- Material to process
****************

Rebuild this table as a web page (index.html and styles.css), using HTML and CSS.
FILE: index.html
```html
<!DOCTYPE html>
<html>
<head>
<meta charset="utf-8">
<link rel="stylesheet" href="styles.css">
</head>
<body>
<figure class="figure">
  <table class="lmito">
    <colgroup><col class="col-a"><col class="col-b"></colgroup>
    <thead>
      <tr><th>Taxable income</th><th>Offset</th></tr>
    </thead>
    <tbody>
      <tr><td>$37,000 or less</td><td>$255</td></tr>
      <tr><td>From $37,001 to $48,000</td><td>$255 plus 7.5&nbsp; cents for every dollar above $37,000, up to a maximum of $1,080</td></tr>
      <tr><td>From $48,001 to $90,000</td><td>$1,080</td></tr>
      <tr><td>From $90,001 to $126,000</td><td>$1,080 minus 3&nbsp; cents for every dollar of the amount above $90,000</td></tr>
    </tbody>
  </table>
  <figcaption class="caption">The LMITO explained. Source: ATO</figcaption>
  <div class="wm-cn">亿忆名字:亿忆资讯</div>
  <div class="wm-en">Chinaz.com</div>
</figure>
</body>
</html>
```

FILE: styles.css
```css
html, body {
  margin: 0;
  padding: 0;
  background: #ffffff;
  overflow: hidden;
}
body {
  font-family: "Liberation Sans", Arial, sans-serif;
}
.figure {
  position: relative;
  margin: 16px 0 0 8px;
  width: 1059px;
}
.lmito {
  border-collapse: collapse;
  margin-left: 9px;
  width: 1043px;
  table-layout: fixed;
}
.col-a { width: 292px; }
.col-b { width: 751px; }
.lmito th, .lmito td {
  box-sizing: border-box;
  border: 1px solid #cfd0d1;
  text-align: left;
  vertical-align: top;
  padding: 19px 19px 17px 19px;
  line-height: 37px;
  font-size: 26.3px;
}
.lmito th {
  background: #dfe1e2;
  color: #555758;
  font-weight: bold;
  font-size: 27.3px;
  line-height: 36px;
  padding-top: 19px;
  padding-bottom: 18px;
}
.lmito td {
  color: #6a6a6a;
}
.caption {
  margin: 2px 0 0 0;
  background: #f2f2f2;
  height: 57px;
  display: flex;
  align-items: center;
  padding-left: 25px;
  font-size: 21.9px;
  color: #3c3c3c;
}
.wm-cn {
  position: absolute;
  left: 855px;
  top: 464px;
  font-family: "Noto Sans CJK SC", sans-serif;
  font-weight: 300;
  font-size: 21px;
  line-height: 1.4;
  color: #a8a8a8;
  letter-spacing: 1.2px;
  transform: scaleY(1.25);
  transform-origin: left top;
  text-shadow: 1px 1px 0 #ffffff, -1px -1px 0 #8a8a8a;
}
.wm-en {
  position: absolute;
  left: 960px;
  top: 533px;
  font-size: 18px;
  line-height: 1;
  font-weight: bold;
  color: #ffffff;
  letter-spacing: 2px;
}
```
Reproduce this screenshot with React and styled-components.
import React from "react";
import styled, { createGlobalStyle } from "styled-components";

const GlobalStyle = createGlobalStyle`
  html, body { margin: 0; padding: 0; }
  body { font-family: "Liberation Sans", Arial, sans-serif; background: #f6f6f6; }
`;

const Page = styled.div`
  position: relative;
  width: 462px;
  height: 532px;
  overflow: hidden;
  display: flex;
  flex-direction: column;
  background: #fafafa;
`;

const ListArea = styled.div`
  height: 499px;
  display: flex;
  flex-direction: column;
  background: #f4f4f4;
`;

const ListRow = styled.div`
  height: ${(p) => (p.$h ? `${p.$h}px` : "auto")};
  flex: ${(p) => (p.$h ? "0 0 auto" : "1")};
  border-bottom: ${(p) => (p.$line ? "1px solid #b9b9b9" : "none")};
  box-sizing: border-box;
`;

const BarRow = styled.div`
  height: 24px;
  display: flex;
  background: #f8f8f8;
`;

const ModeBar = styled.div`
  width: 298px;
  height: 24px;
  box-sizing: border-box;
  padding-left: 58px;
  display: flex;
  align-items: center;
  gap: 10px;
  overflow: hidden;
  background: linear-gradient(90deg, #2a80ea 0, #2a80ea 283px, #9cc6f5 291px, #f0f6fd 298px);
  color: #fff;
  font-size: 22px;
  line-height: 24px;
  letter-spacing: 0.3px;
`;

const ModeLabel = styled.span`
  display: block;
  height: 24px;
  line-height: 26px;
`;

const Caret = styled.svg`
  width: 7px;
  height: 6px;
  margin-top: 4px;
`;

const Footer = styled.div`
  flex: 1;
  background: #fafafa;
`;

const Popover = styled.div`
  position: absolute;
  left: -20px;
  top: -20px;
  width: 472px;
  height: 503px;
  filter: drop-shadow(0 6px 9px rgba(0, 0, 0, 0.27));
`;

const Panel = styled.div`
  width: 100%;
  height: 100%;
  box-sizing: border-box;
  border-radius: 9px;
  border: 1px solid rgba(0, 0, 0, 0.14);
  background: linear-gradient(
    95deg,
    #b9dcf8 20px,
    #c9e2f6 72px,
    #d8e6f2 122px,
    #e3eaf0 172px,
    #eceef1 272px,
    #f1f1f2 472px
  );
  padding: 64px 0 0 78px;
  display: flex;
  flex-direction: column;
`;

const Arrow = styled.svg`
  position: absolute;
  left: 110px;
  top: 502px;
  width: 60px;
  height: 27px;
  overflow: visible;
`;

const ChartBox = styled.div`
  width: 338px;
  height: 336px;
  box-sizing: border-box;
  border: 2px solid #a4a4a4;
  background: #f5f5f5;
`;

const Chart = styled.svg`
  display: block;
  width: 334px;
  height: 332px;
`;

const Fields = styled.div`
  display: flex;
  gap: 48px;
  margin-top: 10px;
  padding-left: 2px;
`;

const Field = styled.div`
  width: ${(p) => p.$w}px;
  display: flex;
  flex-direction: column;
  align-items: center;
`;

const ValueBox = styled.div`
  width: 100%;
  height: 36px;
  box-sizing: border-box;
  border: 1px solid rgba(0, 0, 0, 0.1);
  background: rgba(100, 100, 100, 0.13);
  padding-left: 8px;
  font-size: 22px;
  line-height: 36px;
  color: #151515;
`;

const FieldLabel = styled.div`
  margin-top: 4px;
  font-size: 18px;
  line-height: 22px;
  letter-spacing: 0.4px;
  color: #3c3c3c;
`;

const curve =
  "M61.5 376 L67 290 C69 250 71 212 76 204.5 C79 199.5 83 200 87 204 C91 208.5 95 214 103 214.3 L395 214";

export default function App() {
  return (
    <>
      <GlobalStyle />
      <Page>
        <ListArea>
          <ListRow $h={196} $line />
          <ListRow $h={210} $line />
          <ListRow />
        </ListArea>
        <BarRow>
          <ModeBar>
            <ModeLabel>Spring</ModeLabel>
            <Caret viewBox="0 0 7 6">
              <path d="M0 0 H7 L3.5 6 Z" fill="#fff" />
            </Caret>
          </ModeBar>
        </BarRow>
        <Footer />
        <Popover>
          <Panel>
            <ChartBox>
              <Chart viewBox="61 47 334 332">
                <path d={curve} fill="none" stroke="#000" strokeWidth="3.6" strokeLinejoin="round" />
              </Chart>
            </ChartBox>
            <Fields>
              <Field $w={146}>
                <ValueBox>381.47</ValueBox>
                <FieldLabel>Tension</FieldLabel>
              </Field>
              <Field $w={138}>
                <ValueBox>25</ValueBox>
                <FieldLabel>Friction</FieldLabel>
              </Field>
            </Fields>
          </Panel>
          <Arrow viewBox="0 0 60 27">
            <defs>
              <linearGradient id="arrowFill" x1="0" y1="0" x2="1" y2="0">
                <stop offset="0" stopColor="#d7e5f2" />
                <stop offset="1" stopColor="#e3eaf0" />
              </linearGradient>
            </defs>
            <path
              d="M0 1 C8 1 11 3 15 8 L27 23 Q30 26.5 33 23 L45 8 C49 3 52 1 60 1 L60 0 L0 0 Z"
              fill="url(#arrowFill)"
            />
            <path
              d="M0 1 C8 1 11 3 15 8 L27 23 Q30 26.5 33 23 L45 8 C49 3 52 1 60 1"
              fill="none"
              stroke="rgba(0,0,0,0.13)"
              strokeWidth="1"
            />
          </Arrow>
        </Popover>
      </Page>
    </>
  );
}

****************

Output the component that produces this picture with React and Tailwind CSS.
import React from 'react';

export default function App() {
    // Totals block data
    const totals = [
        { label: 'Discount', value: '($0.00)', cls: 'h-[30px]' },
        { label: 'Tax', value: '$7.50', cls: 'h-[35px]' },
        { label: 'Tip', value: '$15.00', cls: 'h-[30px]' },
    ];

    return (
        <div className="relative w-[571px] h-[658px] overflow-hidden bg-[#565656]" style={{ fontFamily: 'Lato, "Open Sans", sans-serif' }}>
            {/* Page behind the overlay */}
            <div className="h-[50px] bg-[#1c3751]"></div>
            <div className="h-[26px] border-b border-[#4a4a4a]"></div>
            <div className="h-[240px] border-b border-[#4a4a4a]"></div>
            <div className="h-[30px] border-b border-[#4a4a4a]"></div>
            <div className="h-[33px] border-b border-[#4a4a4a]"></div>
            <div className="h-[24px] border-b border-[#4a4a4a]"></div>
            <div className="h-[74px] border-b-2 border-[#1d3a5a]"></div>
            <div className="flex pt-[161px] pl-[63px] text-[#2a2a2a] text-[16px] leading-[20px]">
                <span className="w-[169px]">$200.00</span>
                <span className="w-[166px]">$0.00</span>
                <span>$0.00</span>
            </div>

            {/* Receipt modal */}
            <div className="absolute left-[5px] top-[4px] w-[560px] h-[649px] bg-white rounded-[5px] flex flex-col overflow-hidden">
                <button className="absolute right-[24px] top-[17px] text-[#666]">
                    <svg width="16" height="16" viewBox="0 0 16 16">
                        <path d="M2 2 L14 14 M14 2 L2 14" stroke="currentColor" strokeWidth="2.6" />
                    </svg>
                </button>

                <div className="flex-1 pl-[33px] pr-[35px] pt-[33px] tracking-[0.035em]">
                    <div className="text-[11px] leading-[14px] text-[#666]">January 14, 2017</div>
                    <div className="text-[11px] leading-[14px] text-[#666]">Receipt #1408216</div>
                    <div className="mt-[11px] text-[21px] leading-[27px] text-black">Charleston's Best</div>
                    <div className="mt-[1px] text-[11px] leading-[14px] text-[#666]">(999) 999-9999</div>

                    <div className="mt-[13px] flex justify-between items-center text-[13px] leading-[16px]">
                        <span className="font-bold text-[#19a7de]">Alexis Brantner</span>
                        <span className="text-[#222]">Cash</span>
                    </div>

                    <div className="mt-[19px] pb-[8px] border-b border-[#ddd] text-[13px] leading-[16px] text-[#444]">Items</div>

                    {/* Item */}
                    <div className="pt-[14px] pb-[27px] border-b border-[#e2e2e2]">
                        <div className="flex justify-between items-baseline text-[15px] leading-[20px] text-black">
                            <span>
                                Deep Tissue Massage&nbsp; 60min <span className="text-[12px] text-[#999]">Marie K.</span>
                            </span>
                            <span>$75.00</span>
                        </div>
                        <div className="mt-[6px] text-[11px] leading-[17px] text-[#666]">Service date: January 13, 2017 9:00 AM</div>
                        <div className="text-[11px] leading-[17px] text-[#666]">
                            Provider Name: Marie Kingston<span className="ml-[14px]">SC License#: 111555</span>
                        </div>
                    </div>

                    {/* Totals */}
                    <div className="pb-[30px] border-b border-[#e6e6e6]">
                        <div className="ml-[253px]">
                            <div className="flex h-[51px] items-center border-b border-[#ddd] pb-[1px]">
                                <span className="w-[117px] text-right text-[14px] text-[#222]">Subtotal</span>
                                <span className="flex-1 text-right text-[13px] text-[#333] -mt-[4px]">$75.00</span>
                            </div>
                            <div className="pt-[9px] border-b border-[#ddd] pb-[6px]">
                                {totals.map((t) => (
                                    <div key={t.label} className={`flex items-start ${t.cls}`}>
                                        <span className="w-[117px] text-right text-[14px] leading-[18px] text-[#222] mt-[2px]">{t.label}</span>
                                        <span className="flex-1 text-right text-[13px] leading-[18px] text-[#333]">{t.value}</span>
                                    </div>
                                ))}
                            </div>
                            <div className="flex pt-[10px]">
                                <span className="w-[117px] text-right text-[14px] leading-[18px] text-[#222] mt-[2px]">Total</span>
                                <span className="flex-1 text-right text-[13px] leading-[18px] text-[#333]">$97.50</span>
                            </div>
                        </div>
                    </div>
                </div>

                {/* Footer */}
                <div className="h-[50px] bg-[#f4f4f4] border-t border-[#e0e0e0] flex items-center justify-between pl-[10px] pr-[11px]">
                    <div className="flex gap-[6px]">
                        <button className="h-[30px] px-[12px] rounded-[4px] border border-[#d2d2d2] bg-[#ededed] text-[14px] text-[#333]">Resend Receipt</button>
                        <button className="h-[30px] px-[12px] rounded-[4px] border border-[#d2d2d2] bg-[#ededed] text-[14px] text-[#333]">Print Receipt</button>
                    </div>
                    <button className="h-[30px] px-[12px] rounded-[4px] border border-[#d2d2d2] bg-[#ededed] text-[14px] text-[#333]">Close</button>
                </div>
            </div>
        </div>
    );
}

****************

- Instructions to follow
Identify and copy lines that hold the string "index".

- Full response
Rebuild this table as a web page (index.html and styles.css), using HTML and CSS.
FILE: index.html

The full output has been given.